UBS' commodities business was dealt a fatal blow this morning when the Swiss bank revealed its intention to pull out of commodities trading altogether (along with real estate, securitization and prop trading).
It's unlikely to come as a particular shock to anyone in London though - the commodities business at Broadgate is practically non-existent.
"UBS used to trade oil, gas, power and emissions," says one headhunter. "But they got rid of most of those people at the start of this year. They've now got a power trader, a structured commodities trader and a few others. There's not much more than 6-8 commodities people left."

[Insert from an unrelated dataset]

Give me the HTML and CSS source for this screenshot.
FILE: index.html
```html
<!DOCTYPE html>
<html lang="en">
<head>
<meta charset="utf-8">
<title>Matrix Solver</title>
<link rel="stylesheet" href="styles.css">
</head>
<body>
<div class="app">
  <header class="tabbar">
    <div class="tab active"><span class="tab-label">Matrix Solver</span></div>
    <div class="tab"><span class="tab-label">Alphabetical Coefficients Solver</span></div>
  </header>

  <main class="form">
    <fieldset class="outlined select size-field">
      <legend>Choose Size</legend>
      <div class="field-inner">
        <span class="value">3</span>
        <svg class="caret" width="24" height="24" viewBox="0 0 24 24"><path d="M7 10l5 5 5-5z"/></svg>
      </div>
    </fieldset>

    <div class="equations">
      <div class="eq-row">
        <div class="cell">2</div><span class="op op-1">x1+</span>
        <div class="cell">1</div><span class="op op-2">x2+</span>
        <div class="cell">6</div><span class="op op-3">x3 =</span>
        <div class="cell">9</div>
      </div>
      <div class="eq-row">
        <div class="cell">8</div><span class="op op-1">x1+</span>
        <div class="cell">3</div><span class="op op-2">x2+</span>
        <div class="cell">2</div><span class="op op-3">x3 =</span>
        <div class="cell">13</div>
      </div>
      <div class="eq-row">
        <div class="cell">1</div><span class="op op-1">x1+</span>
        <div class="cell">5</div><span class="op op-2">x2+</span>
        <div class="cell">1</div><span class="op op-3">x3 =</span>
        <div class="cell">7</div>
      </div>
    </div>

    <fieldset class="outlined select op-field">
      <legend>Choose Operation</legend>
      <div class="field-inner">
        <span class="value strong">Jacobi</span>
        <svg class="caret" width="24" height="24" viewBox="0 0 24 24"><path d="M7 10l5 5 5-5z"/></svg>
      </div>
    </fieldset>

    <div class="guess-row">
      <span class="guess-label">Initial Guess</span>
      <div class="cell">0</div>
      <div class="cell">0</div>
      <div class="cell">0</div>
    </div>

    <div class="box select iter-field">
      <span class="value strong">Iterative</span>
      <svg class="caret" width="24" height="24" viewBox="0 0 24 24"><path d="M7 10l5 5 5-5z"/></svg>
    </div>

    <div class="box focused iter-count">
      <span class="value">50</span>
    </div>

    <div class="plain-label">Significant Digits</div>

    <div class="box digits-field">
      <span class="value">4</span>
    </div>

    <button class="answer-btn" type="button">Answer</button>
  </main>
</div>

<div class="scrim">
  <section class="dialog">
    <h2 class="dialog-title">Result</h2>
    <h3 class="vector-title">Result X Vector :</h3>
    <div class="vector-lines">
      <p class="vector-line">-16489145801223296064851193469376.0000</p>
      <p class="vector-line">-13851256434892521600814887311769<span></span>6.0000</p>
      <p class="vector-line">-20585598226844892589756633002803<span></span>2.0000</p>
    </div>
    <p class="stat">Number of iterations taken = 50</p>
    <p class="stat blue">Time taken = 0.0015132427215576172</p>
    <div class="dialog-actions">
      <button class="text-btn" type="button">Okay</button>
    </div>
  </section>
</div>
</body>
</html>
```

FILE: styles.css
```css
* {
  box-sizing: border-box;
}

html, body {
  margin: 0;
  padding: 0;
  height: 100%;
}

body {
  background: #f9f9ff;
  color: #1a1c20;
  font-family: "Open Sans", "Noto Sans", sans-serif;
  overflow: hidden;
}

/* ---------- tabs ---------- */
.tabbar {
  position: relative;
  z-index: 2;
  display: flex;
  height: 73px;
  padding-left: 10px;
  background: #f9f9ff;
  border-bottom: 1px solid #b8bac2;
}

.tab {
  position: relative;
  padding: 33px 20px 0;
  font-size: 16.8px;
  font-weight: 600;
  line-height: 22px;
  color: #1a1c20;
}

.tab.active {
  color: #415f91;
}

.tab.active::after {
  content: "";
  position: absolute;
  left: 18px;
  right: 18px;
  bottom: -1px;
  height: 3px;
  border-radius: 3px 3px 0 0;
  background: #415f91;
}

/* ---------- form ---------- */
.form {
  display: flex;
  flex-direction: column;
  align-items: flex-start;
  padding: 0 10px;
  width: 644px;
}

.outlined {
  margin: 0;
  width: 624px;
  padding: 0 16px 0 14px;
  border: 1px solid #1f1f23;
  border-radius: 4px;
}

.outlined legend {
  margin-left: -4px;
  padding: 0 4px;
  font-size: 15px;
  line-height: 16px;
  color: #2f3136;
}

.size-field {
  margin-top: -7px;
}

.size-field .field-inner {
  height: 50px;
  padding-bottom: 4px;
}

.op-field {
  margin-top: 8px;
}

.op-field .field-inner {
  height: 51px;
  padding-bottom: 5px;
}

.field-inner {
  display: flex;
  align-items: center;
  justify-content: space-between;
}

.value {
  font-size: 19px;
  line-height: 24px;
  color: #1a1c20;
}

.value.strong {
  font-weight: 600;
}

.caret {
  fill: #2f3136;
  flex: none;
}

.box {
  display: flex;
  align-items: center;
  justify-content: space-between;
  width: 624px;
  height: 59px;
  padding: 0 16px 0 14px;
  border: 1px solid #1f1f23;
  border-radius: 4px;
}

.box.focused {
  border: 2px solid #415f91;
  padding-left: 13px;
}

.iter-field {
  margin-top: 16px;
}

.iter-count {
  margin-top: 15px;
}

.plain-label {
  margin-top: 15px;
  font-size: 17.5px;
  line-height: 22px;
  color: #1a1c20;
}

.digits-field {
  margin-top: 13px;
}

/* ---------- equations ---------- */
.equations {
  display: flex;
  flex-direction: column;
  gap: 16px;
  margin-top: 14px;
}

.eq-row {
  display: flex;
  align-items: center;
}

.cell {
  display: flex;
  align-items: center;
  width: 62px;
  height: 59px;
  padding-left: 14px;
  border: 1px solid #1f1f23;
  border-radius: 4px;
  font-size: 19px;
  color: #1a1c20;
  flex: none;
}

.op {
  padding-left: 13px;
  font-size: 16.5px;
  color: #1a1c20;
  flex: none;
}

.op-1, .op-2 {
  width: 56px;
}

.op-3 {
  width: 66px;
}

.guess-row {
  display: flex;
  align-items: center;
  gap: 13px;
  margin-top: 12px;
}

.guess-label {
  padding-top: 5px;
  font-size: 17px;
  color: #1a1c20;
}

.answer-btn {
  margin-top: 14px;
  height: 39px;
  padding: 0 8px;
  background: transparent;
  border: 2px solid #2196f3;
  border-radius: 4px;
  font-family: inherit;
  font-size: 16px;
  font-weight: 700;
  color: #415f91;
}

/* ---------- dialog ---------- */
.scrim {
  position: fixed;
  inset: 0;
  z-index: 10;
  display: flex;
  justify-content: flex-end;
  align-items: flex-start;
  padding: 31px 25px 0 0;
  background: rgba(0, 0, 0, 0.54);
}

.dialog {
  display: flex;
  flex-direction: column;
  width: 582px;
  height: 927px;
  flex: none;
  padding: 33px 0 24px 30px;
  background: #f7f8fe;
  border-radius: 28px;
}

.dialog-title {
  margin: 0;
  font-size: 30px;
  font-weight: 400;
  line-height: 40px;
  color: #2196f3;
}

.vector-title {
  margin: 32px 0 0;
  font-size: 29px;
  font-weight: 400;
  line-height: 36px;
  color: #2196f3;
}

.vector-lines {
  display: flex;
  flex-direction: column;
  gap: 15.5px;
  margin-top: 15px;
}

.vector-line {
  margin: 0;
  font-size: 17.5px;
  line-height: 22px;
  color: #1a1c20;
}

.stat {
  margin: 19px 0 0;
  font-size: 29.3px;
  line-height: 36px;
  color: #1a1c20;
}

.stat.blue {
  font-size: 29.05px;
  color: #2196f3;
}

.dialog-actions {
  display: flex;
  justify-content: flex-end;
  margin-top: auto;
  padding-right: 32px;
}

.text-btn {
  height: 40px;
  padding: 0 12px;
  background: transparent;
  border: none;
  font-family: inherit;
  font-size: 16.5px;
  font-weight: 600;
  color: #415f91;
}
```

Most of UBS' commodities traders are now based in the US, meaning cuts will be focused across the Atlantic. According to Dow Jones, UBS is retaining its exchange traded derivatives commodity business and OTC trading in precious metals, but exiting OTC trading in commodities, including power and gas, agriculture, oil and base metals.
Commodities headhunters in London say new jobs here are getting harder and harder to come by - Credit Suisse, Citigroup, and BarCap have been hiring opportunistically but a lot of teams are now full. Utilities and physicals houses are still hiring though.
Another headhunter says most of Lehman's senior commodities people have been re-housed in hedge funds. However, Jean Luc Dubois and Paul Barwell, who ran European commodities and energy trading at Bank of America respectively, and lost their jobs when BofA closed its commodities trading business earlier this year, have yet to resurface.